11. There is also another way of looking at the matter. In so fair as Section 5y Clause (3), enables Government to impose a penalty for failure to give notice of a transfer, the Act is obviously a taxing statute. According to Clause (3), an occasional nazarana has to be levied and it is leviable from the person to whom the transfer is made. Therefore, in case of a transfer what happens is that Government is in the first instance entitled to receive occasional nazarana from the transferees and also to receive a penalty from the transferor for his failure to inform Government of the transfer. In these circumstances, we think that the statute being a. taxing statute, it must be construed strictly and in favour of the subject.
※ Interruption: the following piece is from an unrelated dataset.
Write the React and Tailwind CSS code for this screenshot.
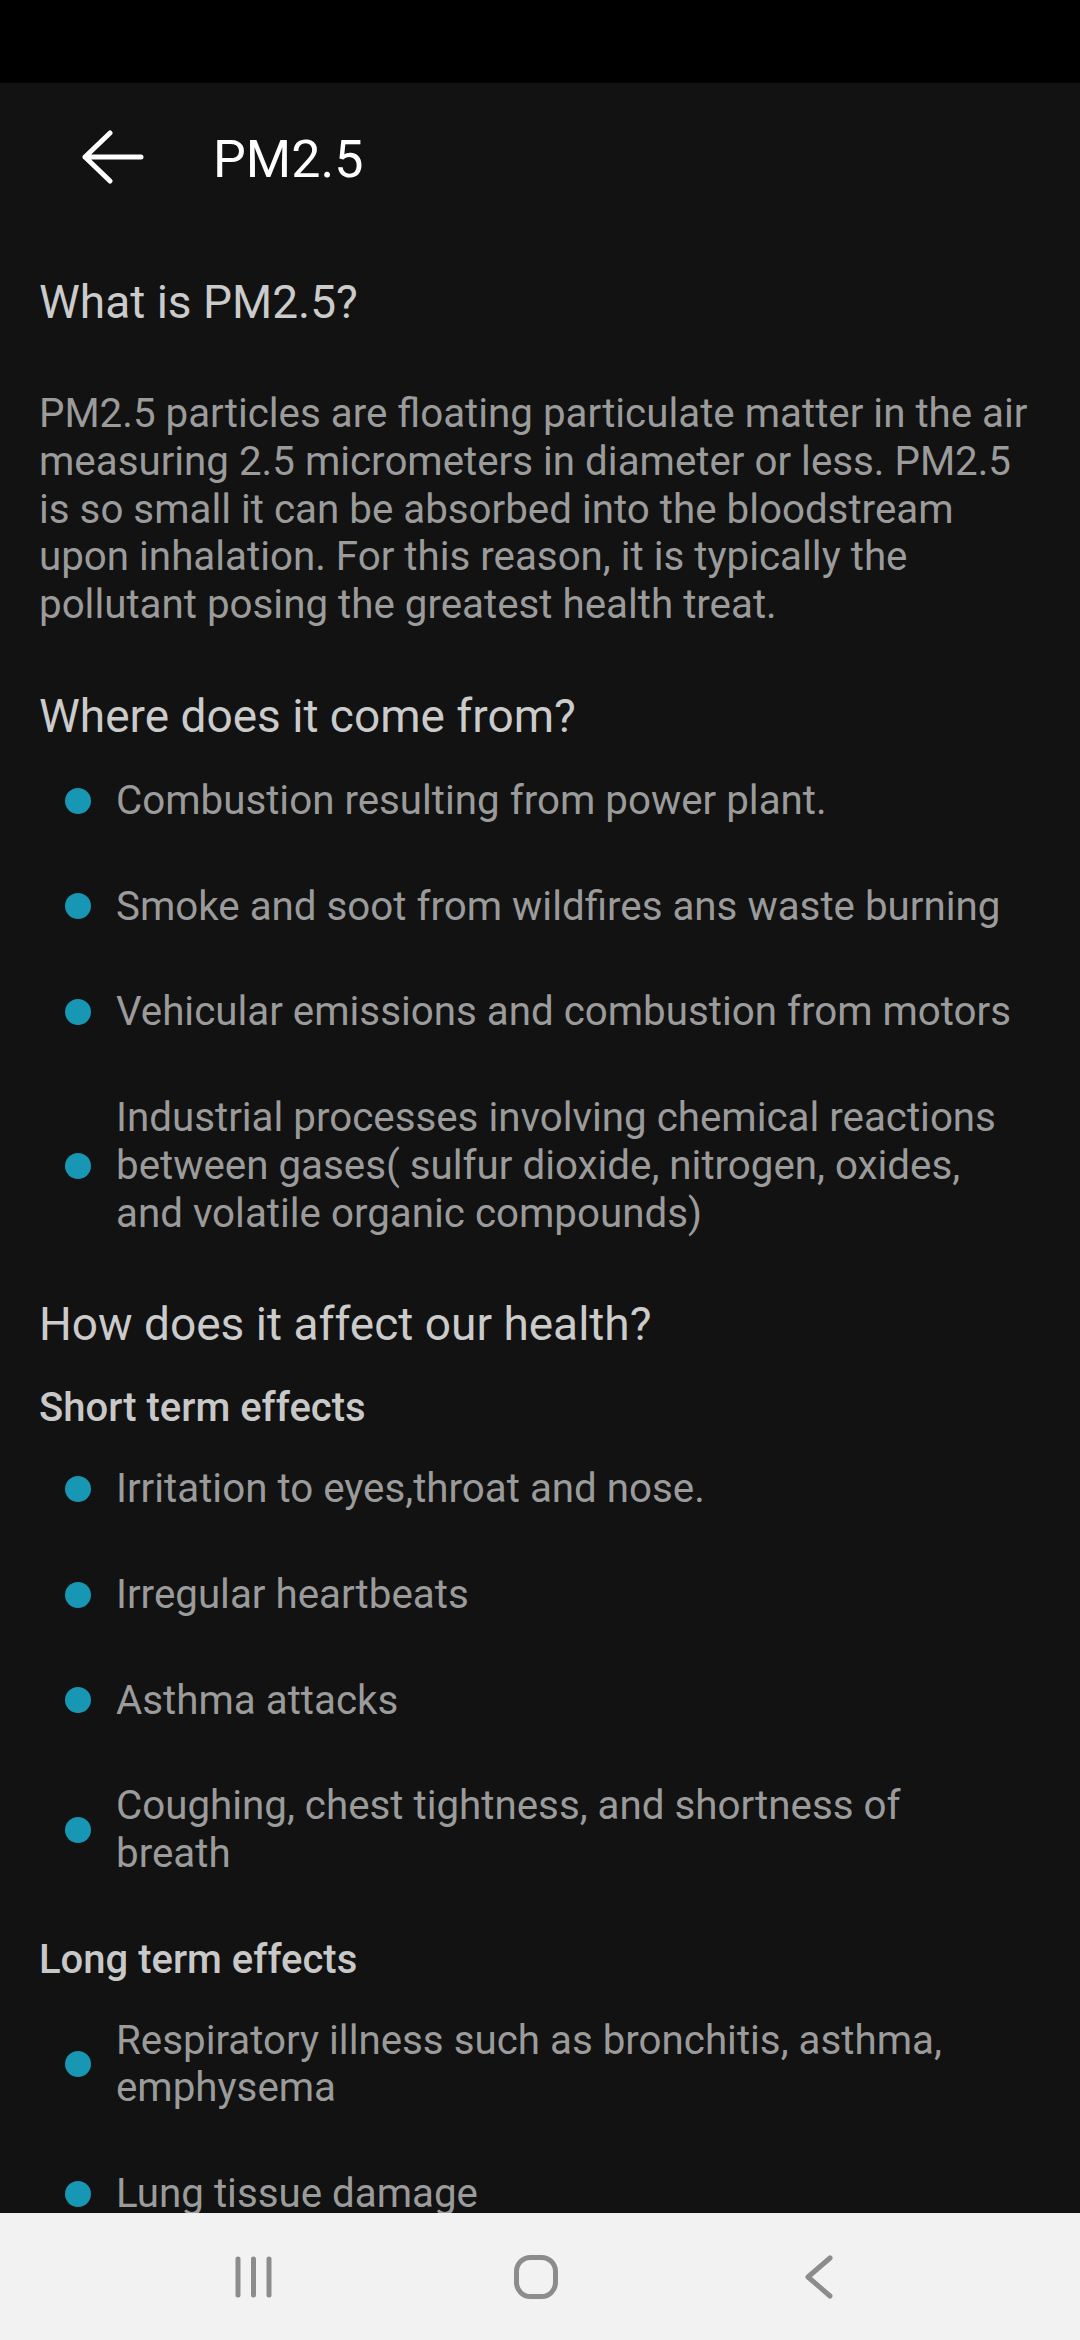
import React from "react";

const Bullet = ({ children }) => (
  <li className="flex items-center py-[29px]">
    <span className="ml-[26px] h-[26px] w-[26px] shrink-0 rounded-full bg-[#1797b3]" />
    <span className="ml-[25px] mr-[25px] text-[40.3px] leading-[47.75px] text-[#9b9b9b]">{children}</span>
  </li>
);

export default function App() {
  return (
    <div
      className="flex h-[2340px] w-[1080px] flex-col overflow-hidden bg-[#121212]"
      style={{ fontFamily: "Roboto, 'Noto Sans', sans-serif" }}
    >
      {/* status bar */}
      <div className="h-[83px] shrink-0 bg-black" />

      {/* app bar */}
      <div className="flex h-[147px] shrink-0 items-center">
        <svg
          className="ml-[82px] shrink-0"
          width="62"
          height="54"
          viewBox="0 0 62 54"
          fill="none"
          stroke="#ffffff"
          strokeWidth="5"
          strokeLinecap="round"
          strokeLinejoin="round"
        >
          <path d="M3 27 H59 M28 3 L3 27 L28 51" />
        </svg>
        <h1 className="ml-[69px] mt-[6px] text-[52px] font-normal leading-[61px] text-white">PM2.5</h1>
      </div>

      {/* content */}
      <div className="min-h-0 flex-1 overflow-hidden px-[39px]">
        <h2 className="mt-[44px] text-[46px] font-normal leading-[56px] text-[#cbcbcb]">What is PM2.5?</h2>
        <p className="mt-[60px] text-[40.3px] leading-[47.75px] text-[#9b9b9b]">
          PM2.5 particles are floating particulate matter in the air measuring 2.5 micrometers in diameter or less.
          PM2.5 is so small it can be absorbed into the bloodstream upon inhalation. For this reason, it is
          typically the pollutant posing the greatest health treat.
        </p>

        <h2 className="mt-[59px] text-[46px] font-normal leading-[56px] text-[#cbcbcb]">Where does it come from?</h2>
        <ul className="mt-[4px]">
          <Bullet>Combustion resulting from power plant.</Bullet>
          <Bullet>Smoke and soot from wildfires ans waste burning</Bullet>
          <Bullet>Vehicular emissions and combustion from motors</Bullet>
          <Bullet>
            Industrial processes involving chemical reactions between gases( sulfur dioxide, nitrogen, oxides, and
            volatile organic compounds)
          </Bullet>
        </ul>

        <h2 className="mt-[30px] text-[46px] font-normal leading-[56px] text-[#cbcbcb]">
          How does it affect our health?
        </h2>
        <h3 className="mt-[32px] text-[40px] font-medium leading-[47.75px] text-[#c8c8c8]">Short term effects</h3>
        <ul className="mt-[4px]">
          <Bullet>Irritation to eyes,throat and nose.</Bullet>
          <Bullet>Irregular heartbeats</Bullet>
          <Bullet>Asthma attacks</Bullet>
          <Bullet>Coughing, chest tightness, and shortness of breath</Bullet>
        </ul>

        <h3 className="mt-[29px] text-[40px] font-medium leading-[47.75px] text-[#c8c8c8]">Long term effects</h3>
        <ul className="mt-[4px]">
          <Bullet>Respiratory illness such as bronchitis, asthma, emphysema</Bullet>
          <Bullet>Lung tissue damage</Bullet>
        </ul>
      </div>

      {/* navigation bar */}
      <div className="flex h-[127px] shrink-0 items-center bg-[#f2f2f2]">
        <div className="flex w-full items-center">
          <svg className="ml-[232px] shrink-0" width="44" height="44" viewBox="0 0 44 44" fill="none" stroke="#8c8c8c" strokeWidth="5" strokeLinecap="round">
            <path d="M6 4 V40 M21.5 4 V40 M37 4 V40" />
          </svg>
          <svg className="ml-[236px] shrink-0" width="48" height="48" viewBox="0 0 48 48" fill="none" stroke="#8c8c8c" strokeWidth="5">
            <rect x="4.5" y="4.5" width="39" height="39" rx="14" />
          </svg>
          <svg className="ml-[244px] shrink-0" width="32" height="44" viewBox="0 0 32 44" fill="none" stroke="#8c8c8c" strokeWidth="5" strokeLinecap="round" strokeLinejoin="round">
            <path d="M26 3 L4 22 L26 41" />
          </svg>
        </div>
      </div>
    </div>
  );
}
12. It is argued on behalf of the Province of Bombay, relying upon the case in Woman Ramkrishna v. Ganpat Mahadeo, that partition constitutes a transfer. But we are unable to accept the contention. The result is that there was no transfer within the meaning of Section 16, Clause (G), of Bombay Act II of 1863.
13. The appeal will, therefore, be allowed, the decrees of the lower Courts set aside and the plaintiff's claim decreed with costs throughout.